Well, pretty much "wanting" of anything has also left the building, and certainly the whole "what do you want to eat?" question nowadays is answered with vagueness at best, but certainly not a list of yummy possibilities.

Perhaps what might make dealing with this (as well as dealing with me dealing with this, thinking of the travails my poor wife/caregiver has to put up with) is simply a change in language. Right now, my answer to the question "what do you want for lunch (or whatever)" is "I don't know." This is aggressively unhelpful. But worthy of experimentation might simply be "I can't understand what signals my body is currently sending me, so I don't know what would make it happy."

But the next question to put to myself might simply be, "But what do (not "would," but "do") you enjoy, not in general but today, here and now?"

Also interestingly, I don't go into emotional/intellectual/energetic vapor lock over breakfast. I'm always happy to eat something... I used to enjoy oatmeal, but nowadays I've been enjoying basic breakfast cereal. Stuff that's healthy, not the sugar stuff that was the cereal of my youth.
Although I must admit, I've been enjoying your good-old-fashioned sandwiches.
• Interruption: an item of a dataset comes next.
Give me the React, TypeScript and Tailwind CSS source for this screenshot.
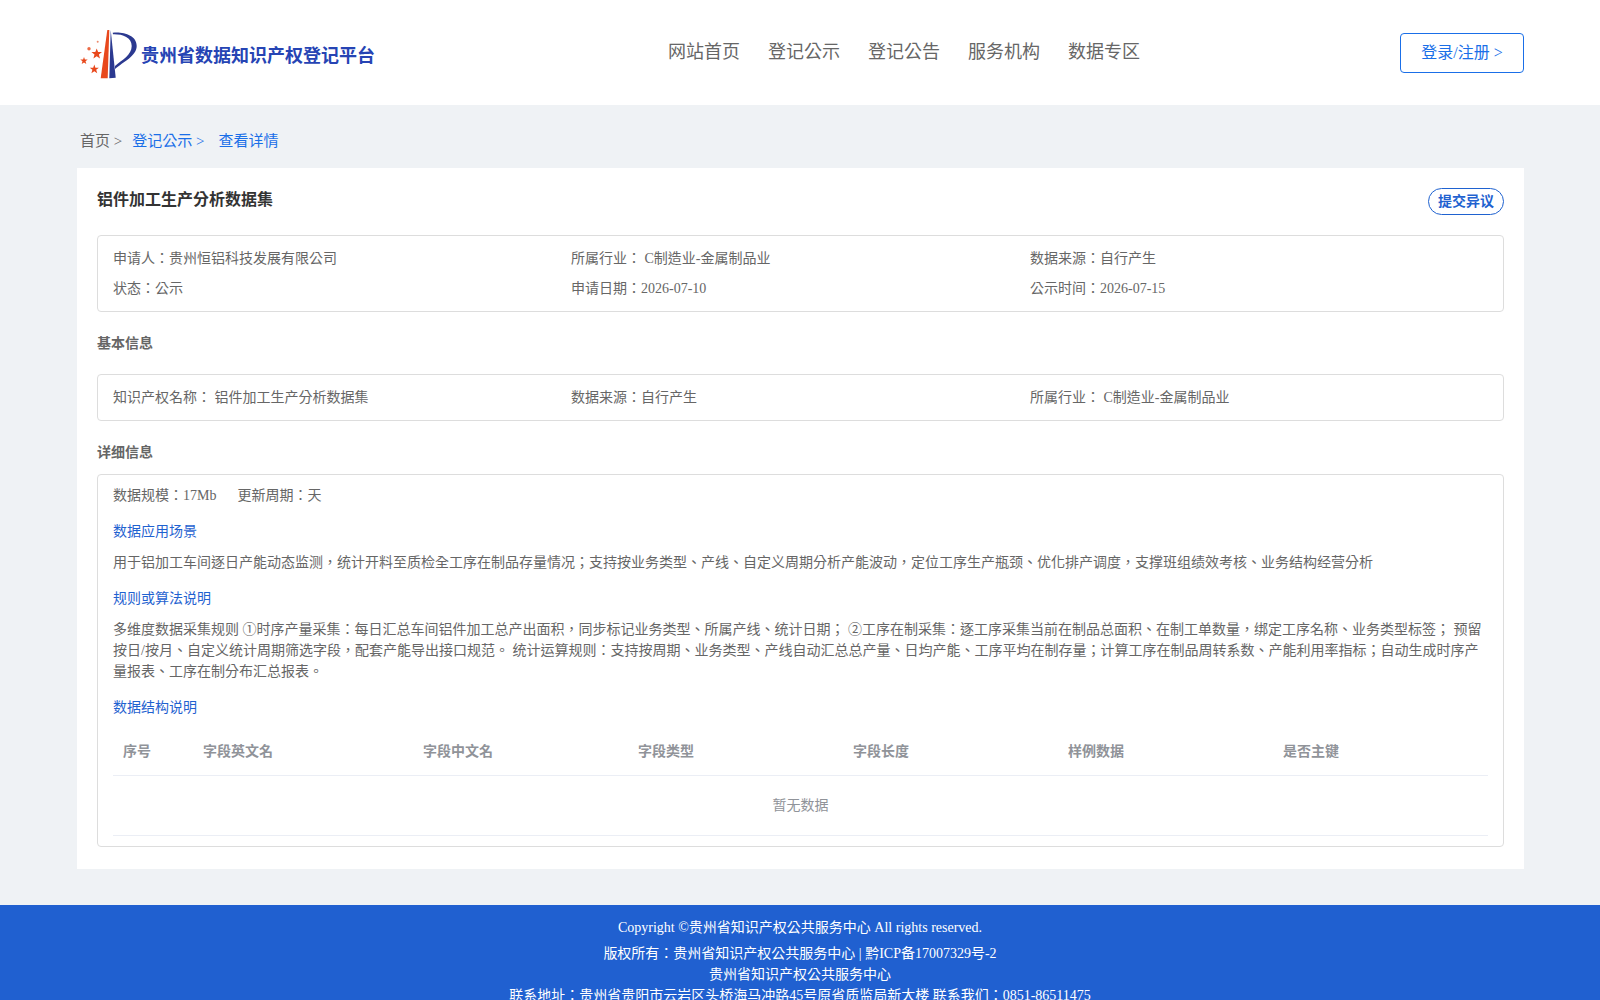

Easy for me to make (not always easy to extract stuff from the refrigerator but if I can get at it, actually making the sandwich itself is quite easy). Sandwiches are very "Adventure Time-ian" but they work, and I enjoy them.
And that's very much a  gift of MS.

Enjoy the simple things that you enjoy anyway.

Go have fun. Enjoy something. A prescription without side effects. Except, perhaps... a smile.